Rio Grande do Norte, sábado, 27 de abril de 2024

Carta Potiguar - uma alternativa crítica

publicado em 23 de dezembro de 2023

O espírito natalino e a hipocrisia da cesta básica

Giovanna Mantuano é educadora e socióloga.

“Característica do que é hipócrita. Falsidade. Dissimulação. Ato ou efeito de fingir, de dissimular os verdadeiros sentimentos, intenções. Fingimento. Falsidade.” Dentre outras, estas são algumas das definições da palavra hipocrisia, de acordo com o dicionário online de Oxford. Características típicas de muitos brasileiros, o mesmo que pouco lê, mas tem opinião sobre muitas coisas. Aproximadamente 84% da população adulta brasileira não comprou um único livro no último ano, e 66% dos alunos brasileiros não leem textos com mais de dez páginas. É curioso que essa vasta parcela da sociedade que não lê, sinta-se no direito de opinar sobre tudo, principalmente sobre a política e a sociedade. Estamos falando de um grupo social específico, aquele que não é comprometido com a verdade, a ciência e os fatos, e que produz e dissemina fake news e inverdades.

Ora, essa ultradireita brasileira doa cestas básicas no fim do ano, movida por um suposto espírito natalino que vê nesta época uma boa oportunidade de se redimir com o deus que adora, ou simplesmente uma chance de acariciar o próprio ego. Culturas como a nossa comemoram o nascimento de Cristo de maneira meramente mercadológica. Todo esse pretenso espírito natalino altruísta e cristão na verdade está envolvido com ideologias políticas e grupos sociais. Pensemos na direita gospel, que elegeu aquele que tinha como símbolo político uma arma. A mesma direita que depredou e defecou o patrimônio público nos atos golpistas de 8 de janeiro de 2023. Essa é a face do estrato social que doa cestas básicas no fim do ano, mas é contra as políticas públicas inclusivas para os pobres, como o Bolsa Família. São essas pessoas que confundem caridade com justiça social.
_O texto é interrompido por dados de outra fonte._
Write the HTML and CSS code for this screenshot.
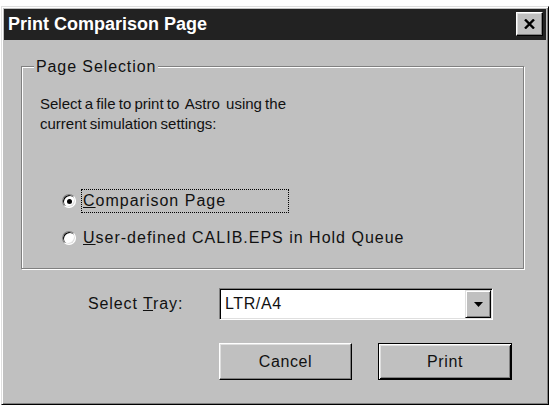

O principal questionamento contra o Bolsa Família é de natureza moral: “Como pode alguém receber dinheiro sem trabalhar?”, provocam. Mas por que isso os incomoda tanto, se é exatamente isso que os mais ricos e herdeiros fazem?: ganhar sem trabalhar. Não por acaso, esse tipo de pensamento hipócrita vem de uma parcela da população que acredita que metade do eleitorado brasileiro é comunista. Não por acaso esse pessoal elegeu como filósofo o charlatão e inimigo do trabalhador Olavo de Carvalho, guru do bolsonarismo. É preciso notar que o bom senso não é, nem de longe, a maior virtude dos questionadores dos programas públicos governamentais inclusivos.

Doação de sangue, brinquedos, roupas, calçados e cestas básicas, e visitas a asilos deviam ser atos impulsionados por sentimentos genuínos de solidariedade, não pelo desejo de agradar a Deus, ou alimentar o próprio ego. Mas o que podemos esperar daqueles que mal conhecem os espaços públicos, e vivem sujeitos à lógica de condomínio? Eles não são capazes de diferenciar caridade e justiça social. 

A verdade é que boa parte da direita ultraconservadora não almeja transformações sociais radicais que ameacem a sociedade racista, classista e patriarcal que os beneficia. Simulam compaixão, pois são incapazes de assumir explicitamente quem são e o que pensam. Não admitem publicamente que detestam pobres. A hipocrisia de tantos brasileiros conservadores é escancarada no período natalino. As mesmas pessoas que doam cestas básicas, cheias de espírito natalino, criticam as políticas inclusivas empreendidas pelo Estado. Isso não faz sentido. Se queremos realmente ser fraternos, por que não ser assim o ano inteiro? Não adianta doar cestas básicas e ser contra o bolsa família, pobre não tem fome só no Natal, pobre come o ano inteiro!